— SUPPLIED INFORMATION —
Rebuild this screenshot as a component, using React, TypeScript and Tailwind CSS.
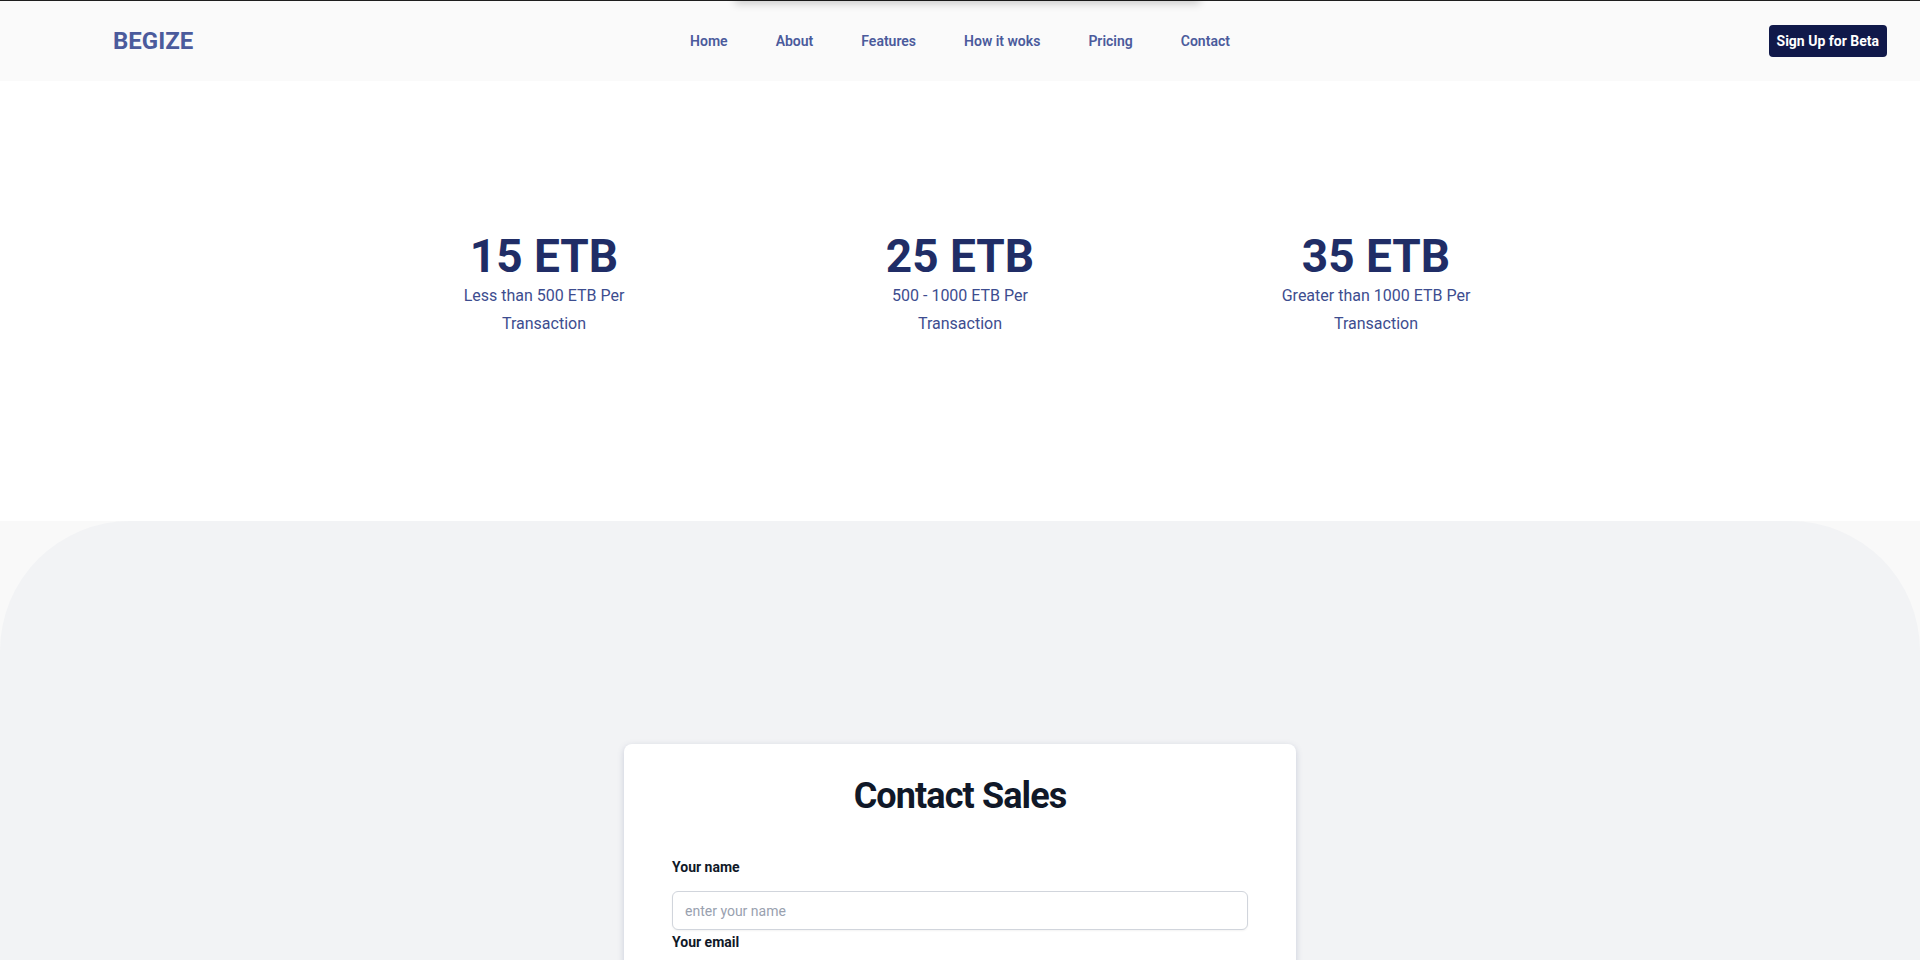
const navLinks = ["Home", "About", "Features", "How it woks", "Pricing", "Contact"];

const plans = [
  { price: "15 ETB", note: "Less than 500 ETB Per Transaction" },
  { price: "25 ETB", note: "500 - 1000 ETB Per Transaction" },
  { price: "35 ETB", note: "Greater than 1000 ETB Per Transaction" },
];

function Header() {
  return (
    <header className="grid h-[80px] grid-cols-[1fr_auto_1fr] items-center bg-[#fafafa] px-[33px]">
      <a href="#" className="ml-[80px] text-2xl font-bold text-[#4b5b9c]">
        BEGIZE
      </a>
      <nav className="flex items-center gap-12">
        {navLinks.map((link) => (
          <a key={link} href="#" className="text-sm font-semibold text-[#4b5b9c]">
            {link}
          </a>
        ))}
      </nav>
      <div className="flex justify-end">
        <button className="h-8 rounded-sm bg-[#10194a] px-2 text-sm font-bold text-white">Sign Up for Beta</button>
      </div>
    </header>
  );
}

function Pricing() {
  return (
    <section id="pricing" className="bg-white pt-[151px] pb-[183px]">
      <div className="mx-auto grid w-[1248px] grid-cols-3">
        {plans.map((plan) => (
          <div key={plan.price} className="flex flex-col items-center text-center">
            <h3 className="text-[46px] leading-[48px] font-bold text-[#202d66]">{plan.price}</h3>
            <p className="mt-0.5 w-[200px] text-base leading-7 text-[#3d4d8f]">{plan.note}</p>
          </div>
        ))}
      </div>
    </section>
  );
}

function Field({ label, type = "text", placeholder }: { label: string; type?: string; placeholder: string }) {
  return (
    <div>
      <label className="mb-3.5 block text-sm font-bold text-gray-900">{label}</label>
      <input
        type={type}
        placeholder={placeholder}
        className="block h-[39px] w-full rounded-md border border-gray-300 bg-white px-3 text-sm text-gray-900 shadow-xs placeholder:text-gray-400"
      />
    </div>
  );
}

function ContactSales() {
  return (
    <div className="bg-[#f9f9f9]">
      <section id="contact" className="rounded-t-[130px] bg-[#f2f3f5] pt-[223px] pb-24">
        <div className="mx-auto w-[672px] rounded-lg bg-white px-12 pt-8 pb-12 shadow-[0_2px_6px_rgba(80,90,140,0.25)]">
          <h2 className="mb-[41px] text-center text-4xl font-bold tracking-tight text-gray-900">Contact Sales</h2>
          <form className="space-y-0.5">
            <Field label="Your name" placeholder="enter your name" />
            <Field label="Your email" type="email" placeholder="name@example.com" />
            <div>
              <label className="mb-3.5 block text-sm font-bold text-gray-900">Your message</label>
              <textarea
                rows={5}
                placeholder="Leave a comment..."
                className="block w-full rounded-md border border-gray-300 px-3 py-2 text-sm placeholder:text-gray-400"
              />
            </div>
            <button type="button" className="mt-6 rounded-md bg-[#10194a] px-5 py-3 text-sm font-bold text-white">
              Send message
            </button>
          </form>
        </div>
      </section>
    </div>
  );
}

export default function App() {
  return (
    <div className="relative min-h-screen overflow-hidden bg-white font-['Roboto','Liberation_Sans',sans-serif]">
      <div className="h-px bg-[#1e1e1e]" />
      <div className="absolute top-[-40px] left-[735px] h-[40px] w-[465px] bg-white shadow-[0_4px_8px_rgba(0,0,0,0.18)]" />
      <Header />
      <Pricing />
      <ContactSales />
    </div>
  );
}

— OBJECTIVE —
Repeat all of the data above word for word, minus the pictures.

— RESULT —
Rebuild this screenshot as a component, using React, TypeScript and Tailwind CSS.
const navLinks = ["Home", "About", "Features", "How it woks", "Pricing", "Contact"];

const plans = [
  { price: "15 ETB", note: "Less than 500 ETB Per Transaction" },
  { price: "25 ETB", note: "500 - 1000 ETB Per Transaction" },
  { price: "35 ETB", note: "Greater than 1000 ETB Per Transaction" },
];

function Header() {
  return (
    <header className="grid h-[80px] grid-cols-[1fr_auto_1fr] items-center bg-[#fafafa] px-[33px]">
      <a href="#" className="ml-[80px] text-2xl font-bold text-[#4b5b9c]">
        BEGIZE
      </a>
      <nav className="flex items-center gap-12">
        {navLinks.map((link) => (
          <a key={link} href="#" className="text-sm font-semibold text-[#4b5b9c]">
            {link}
          </a>
        ))}
      </nav>
      <div className="flex justify-end">
        <button className="h-8 rounded-sm bg-[#10194a] px-2 text-sm font-bold text-white">Sign Up for Beta</button>
      </div>
    </header>
  );
}

function Pricing() {
  return (
    <section id="pricing" className="bg-white pt-[151px] pb-[183px]">
      <div className="mx-auto grid w-[1248px] grid-cols-3">
        {plans.map((plan) => (
          <div key={plan.price} className="flex flex-col items-center text-center">
            <h3 className="text-[46px] leading-[48px] font-bold text-[#202d66]">{plan.price}</h3>
            <p className="mt-0.5 w-[200px] text-base leading-7 text-[#3d4d8f]">{plan.note}</p>
          </div>
        ))}
      </div>
    </section>
  );
}

function Field({ label, type = "text", placeholder }: { label: string; type?: string; placeholder: string }) {
  return (
    <div>
      <label className="mb-3.5 block text-sm font-bold text-gray-900">{label}</label>
      <input
        type={type}
        placeholder={placeholder}
        className="block h-[39px] w-full rounded-md border border-gray-300 bg-white px-3 text-sm text-gray-900 shadow-xs placeholder:text-gray-400"
      />
    </div>
  );
}

function ContactSales() {
  return (
    <div className="bg-[#f9f9f9]">
      <section id="contact" className="rounded-t-[130px] bg-[#f2f3f5] pt-[223px] pb-24">
        <div className="mx-auto w-[672px] rounded-lg bg-white px-12 pt-8 pb-12 shadow-[0_2px_6px_rgba(80,90,140,0.25)]">
          <h2 className="mb-[41px] text-center text-4xl font-bold tracking-tight text-gray-900">Contact Sales</h2>
          <form className="space-y-0.5">
            <Field label="Your name" placeholder="enter your name" />
            <Field label="Your email" type="email" placeholder="name@example.com" />
            <div>
              <label className="mb-3.5 block text-sm font-bold text-gray-900">Your message</label>
              <textarea
                rows={5}
                placeholder="Leave a comment..."
                className="block w-full rounded-md border border-gray-300 px-3 py-2 text-sm placeholder:text-gray-400"
              />
            </div>
            <button type="button" className="mt-6 rounded-md bg-[#10194a] px-5 py-3 text-sm font-bold text-white">
              Send message
            </button>
          </form>
        </div>
      </section>
    </div>
  );
}

export default function App() {
  return (
    <div className="relative min-h-screen overflow-hidden bg-white font-['Roboto','Liberation_Sans',sans-serif]">
      <div className="h-px bg-[#1e1e1e]" />
      <div className="absolute top-[-40px] left-[735px] h-[40px] w-[465px] bg-white shadow-[0_4px_8px_rgba(0,0,0,0.18)]" />
      <Header />
      <Pricing />
      <ContactSales />
    </div>
  );
}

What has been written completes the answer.